• _Problem to work on_
Once the pictures are set aside, transcribe the remaining data exactly.

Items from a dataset
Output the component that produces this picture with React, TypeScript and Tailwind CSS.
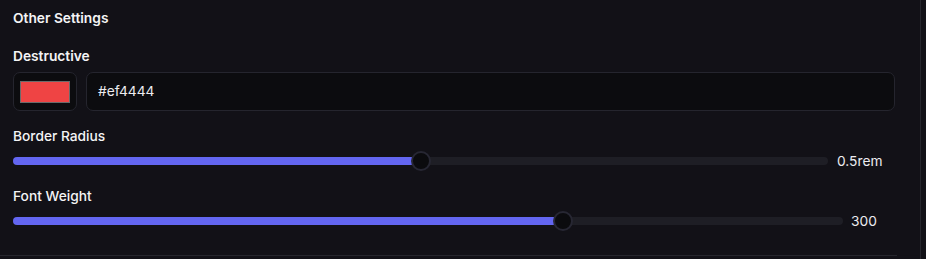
import React from "react";

interface SliderRowProps {
  label: string;
  value: string;
  trackWidth: number;
  thumbCenter: number;
  gapClass: string;
}

function SliderRow({ label, value, trackWidth, thumbCenter, gapClass }: SliderRowProps) {
  return (
    <div>
      <div className="mt-[16px] text-[13.75px] leading-[18px] font-medium text-[#f4f4f5]">{label}</div>
      <div className={`mt-[6px] flex h-[20px] items-center ${gapClass}`}>
        <div className="relative h-[20px] shrink-0" style={{ width: trackWidth }}>
          <div className="absolute left-0 right-0 top-[6px] h-[8px] rounded-full bg-[#1e1e25]" />
          <div
            className="absolute left-0 top-[6px] h-[8px] rounded-full bg-[#6366f1]"
            style={{ width: thumbCenter }}
          />
          <div
            className="absolute top-0 h-[20px] w-[20px] rounded-full border-2 border-[#272733] bg-[#0b0b0e]"
            style={{ left: thumbCenter - 10 }}
          />
        </div>
        <span className="text-[13.75px] leading-[18px] text-[#ececf0]">{value}</span>
      </div>
    </div>
  );
}

export default function App() {
  return (
    <div
      className="flex h-[259px] w-[926px] overflow-hidden bg-[#121117]"
      style={{ fontFamily: "Inter, 'Liberation Sans', sans-serif" }}
    >
      <div className="h-full w-[921px] shrink-0 border-r border-[#26262d]">
        <div className="w-[897px] border-b border-[#26262d] pb-[24px] pl-[13px] pr-[2px] pt-[9px]">
          <div className="text-[13.75px] leading-[18px] font-semibold text-[#f4f4f5]">Other Settings</div>

          <div className="mt-[20px] text-[13.75px] leading-[18px] font-semibold text-[#f4f4f5]">Destructive</div>
          <div className="mt-[7px] flex h-[39px] gap-[9px]">
            <div className="flex w-[64px] shrink-0 items-center justify-center rounded-[7px] border border-[#25252e] bg-[#0c0c0f]">
              <div className="h-[22px] w-[50px] border border-[#6b6b6b] bg-[#ef4444]" />
            </div>
            <div className="flex flex-1 items-center rounded-[7px] border border-[#25252e] bg-[#0c0c0f] pl-[11px] text-[13.75px] text-[#ececf0]">
              #ef4444
            </div>
          </div>

          <SliderRow label="Border Radius" value="0.5rem" trackWidth={815} thumbCenter={408} gapClass="gap-[9px]" />
          <SliderRow label="Font Weight" value="300" trackWidth={830} thumbCenter={550} gapClass="gap-[8px]" />
        </div>
      </div>
      <div className="flex-1 bg-[#121117]" />
    </div>
  );
}
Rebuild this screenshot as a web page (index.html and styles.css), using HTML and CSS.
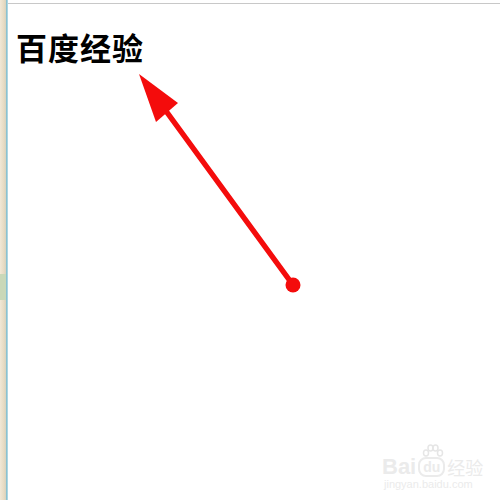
FILE: index.html
```html
<!DOCTYPE html>
<html>
<head>
<meta charset="utf-8">
<link rel="stylesheet" href="styles.css">
</head>
<body>
<div class="frame">
  <div class="side">
    <div class="side-hl"></div>
  </div>
  <div class="edge"></div>
  <div class="main">
    <div class="topbar"></div>
    <div class="content">
      <h1 class="title">百度经验</h1>
    </div>
  </div>
</div>
<svg class="arrow" width="500" height="500" viewBox="0 0 500 500">
  <line x1="293" y1="285" x2="166" y2="111" stroke="#f40c0c" stroke-width="5.5" stroke-linecap="round"/>
  <polygon points="139,74 178,103 156,122" fill="#f40c0c"/>
  <circle cx="293" cy="285" r="7.5" fill="#f40c0c"/>
</svg>
<div class="mark">
  <svg class="paw" width="22" height="16" viewBox="0 0 22 16">
    <g fill="none" stroke="#e6e6e6" stroke-width="1.5">
      <ellipse cx="4" cy="9" rx="2.5" ry="3"/>
      <ellipse cx="8.5" cy="4" rx="2.5" ry="3"/>
      <ellipse cx="13.5" cy="4" rx="2.5" ry="3"/>
      <ellipse cx="18" cy="9" rx="2.5" ry="3"/>
    </g>
  </svg>
  <div class="mark-row">
    <span class="mark-bai">Bai</span>
    <span class="mark-du">du</span>
    <span class="mark-jy">经验</span>
  </div>
  <div class="mark-url">jingyan.baidu.com</div>
</div>
</body>
</html>
```

FILE: styles.css
```css
html, body {
  margin: 0;
  padding: 0;
  background: #ffffff;
}
.frame {
  display: flex;
  width: 500px;
  height: 500px;
  overflow: hidden;
}
.side {
  width: 6px;
  background: linear-gradient(to right, #f1e8d6, #e8dcc4 60%, #d9d2bc);
  display: flex;
  flex-direction: column;
  padding-top: 274px;
  box-sizing: border-box;
}
.side-hl {
  height: 26px;
  background: #c9d8b8;
}
.edge {
  width: 2px;
  background: linear-gradient(to right, #7bb7c9, #bde0e8);
}
.main {
  flex: 1;
  display: flex;
  flex-direction: column;
  padding-top: 3px;
}
.topbar {
  height: 1px;
  background: #c8c8c8;
}
.content {
  padding: 23px 0 0 8px;
}
.title {
  margin: 0;
  font-family: "Noto Sans CJK SC", sans-serif;
  font-weight: 700;
  font-size: 31px;
  line-height: 40px;
  color: #000;
  letter-spacing: 1px;
}
.arrow {
  position: absolute;
  left: 0;
  top: 0;
}
.mark {
  position: absolute;
  left: 382px;
  top: 444px;
  color: #ebebeb;
  font-family: "Liberation Sans", sans-serif;
  display: flex;
  flex-direction: column;
}
.paw {
  margin-left: 40px;
  margin-bottom: -3px;
}
.mark-row {
  display: flex;
  align-items: center;
  gap: 2px;
  line-height: 20px;
}
.mark-bai {
  font-size: 22px;
  font-weight: 700;
}
.mark-du {
  font-size: 14px;
  font-weight: 700;
  border: 2px solid #ebebeb;
  border-radius: 8px;
  padding: 0 3px;
  line-height: 16px;
}
.mark-jy {
  font-family: "Noto Sans CJK SC", sans-serif;
  font-size: 18px;
}
.mark-url {
  font-size: 11px;
  margin-left: 2px;
  line-height: 14px;
}
```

• _Problem solution_
Output the component that produces this picture with React, TypeScript and Tailwind CSS.
import React from "react";

interface SliderRowProps {
  label: string;
  value: string;
  trackWidth: number;
  thumbCenter: number;
  gapClass: string;
}

function SliderRow({ label, value, trackWidth, thumbCenter, gapClass }: SliderRowProps) {
  return (
    <div>
      <div className="mt-[16px] text-[13.75px] leading-[18px] font-medium text-[#f4f4f5]">{label}</div>
      <div className={`mt-[6px] flex h-[20px] items-center ${gapClass}`}>
        <div className="relative h-[20px] shrink-0" style={{ width: trackWidth }}>
          <div className="absolute left-0 right-0 top-[6px] h-[8px] rounded-full bg-[#1e1e25]" />
          <div
            className="absolute left-0 top-[6px] h-[8px] rounded-full bg-[#6366f1]"
            style={{ width: thumbCenter }}
          />
          <div
            className="absolute top-0 h-[20px] w-[20px] rounded-full border-2 border-[#272733] bg-[#0b0b0e]"
            style={{ left: thumbCenter - 10 }}
          />
        </div>
        <span className="text-[13.75px] leading-[18px] text-[#ececf0]">{value}</span>
      </div>
    </div>
  );
}

export default function App() {
  return (
    <div
      className="flex h-[259px] w-[926px] overflow-hidden bg-[#121117]"
      style={{ fontFamily: "Inter, 'Liberation Sans', sans-serif" }}
    >
      <div className="h-full w-[921px] shrink-0 border-r border-[#26262d]">
        <div className="w-[897px] border-b border-[#26262d] pb-[24px] pl-[13px] pr-[2px] pt-[9px]">
          <div className="text-[13.75px] leading-[18px] font-semibold text-[#f4f4f5]">Other Settings</div>

          <div className="mt-[20px] text-[13.75px] leading-[18px] font-semibold text-[#f4f4f5]">Destructive</div>
          <div className="mt-[7px] flex h-[39px] gap-[9px]">
            <div className="flex w-[64px] shrink-0 items-center justify-center rounded-[7px] border border-[#25252e] bg-[#0c0c0f]">
              <div className="h-[22px] w-[50px] border border-[#6b6b6b] bg-[#ef4444]" />
            </div>
            <div className="flex flex-1 items-center rounded-[7px] border border-[#25252e] bg-[#0c0c0f] pl-[11px] text-[13.75px] text-[#ececf0]">
              #ef4444
            </div>
          </div>

          <SliderRow label="Border Radius" value="0.5rem" trackWidth={815} thumbCenter={408} gapClass="gap-[9px]" />
          <SliderRow label="Font Weight" value="300" trackWidth={830} thumbCenter={550} gapClass="gap-[8px]" />
        </div>
      </div>
      <div className="flex-1 bg-[#121117]" />
    </div>
  );
}
Rebuild this screenshot as a web page (index.html and styles.css), using HTML and CSS.
FILE: index.html
```html
<!DOCTYPE html>
<html>
<head>
<meta charset="utf-8">
<link rel="stylesheet" href="styles.css">
</head>
<body>
<div class="frame">
  <div class="side">
    <div class="side-hl"></div>
  </div>
  <div class="edge"></div>
  <div class="main">
    <div class="topbar"></div>
    <div class="content">
      <h1 class="title">百度经验</h1>
    </div>
  </div>
</div>
<svg class="arrow" width="500" height="500" viewBox="0 0 500 500">
  <line x1="293" y1="285" x2="166" y2="111" stroke="#f40c0c" stroke-width="5.5" stroke-linecap="round"/>
  <polygon points="139,74 178,103 156,122" fill="#f40c0c"/>
  <circle cx="293" cy="285" r="7.5" fill="#f40c0c"/>
</svg>
<div class="mark">
  <svg class="paw" width="22" height="16" viewBox="0 0 22 16">
    <g fill="none" stroke="#e6e6e6" stroke-width="1.5">
      <ellipse cx="4" cy="9" rx="2.5" ry="3"/>
      <ellipse cx="8.5" cy="4" rx="2.5" ry="3"/>
      <ellipse cx="13.5" cy="4" rx="2.5" ry="3"/>
      <ellipse cx="18" cy="9" rx="2.5" ry="3"/>
    </g>
  </svg>
  <div class="mark-row">
    <span class="mark-bai">Bai</span>
    <span class="mark-du">du</span>
    <span class="mark-jy">经验</span>
  </div>
  <div class="mark-url">jingyan.baidu.com</div>
</div>
</body>
</html>
```

FILE: styles.css
```css
html, body {
  margin: 0;
  padding: 0;
  background: #ffffff;
}
.frame {
  display: flex;
  width: 500px;
  height: 500px;
  overflow: hidden;
}
.side {
  width: 6px;
  background: linear-gradient(to right, #f1e8d6, #e8dcc4 60%, #d9d2bc);
  display: flex;
  flex-direction: column;
  padding-top: 274px;
  box-sizing: border-box;
}
.side-hl {
  height: 26px;
  background: #c9d8b8;
}
.edge {
  width: 2px;
  background: linear-gradient(to right, #7bb7c9, #bde0e8);
}
.main {
  flex: 1;
  display: flex;
  flex-direction: column;
  padding-top: 3px;
}
.topbar {
  height: 1px;
  background: #c8c8c8;
}
.content {
  padding: 23px 0 0 8px;
}
.title {
  margin: 0;
  font-family: "Noto Sans CJK SC", sans-serif;
  font-weight: 700;
  font-size: 31px;
  line-height: 40px;
  color: #000;
  letter-spacing: 1px;
}
.arrow {
  position: absolute;
  left: 0;
  top: 0;
}
.mark {
  position: absolute;
  left: 382px;
  top: 444px;
  color: #ebebeb;
  font-family: "Liberation Sans", sans-serif;
  display: flex;
  flex-direction: column;
}
.paw {
  margin-left: 40px;
  margin-bottom: -3px;
}
.mark-row {
  display: flex;
  align-items: center;
  gap: 2px;
  line-height: 20px;
}
.mark-bai {
  font-size: 22px;
  font-weight: 700;
}
.mark-du {
  font-size: 14px;
  font-weight: 700;
  border: 2px solid #ebebeb;
  border-radius: 8px;
  padding: 0 3px;
  line-height: 16px;
}
.mark-jy {
  font-family: "Noto Sans CJK SC", sans-serif;
  font-size: 18px;
}
.mark-url {
  font-size: 11px;
  margin-left: 2px;
  line-height: 14px;
}
```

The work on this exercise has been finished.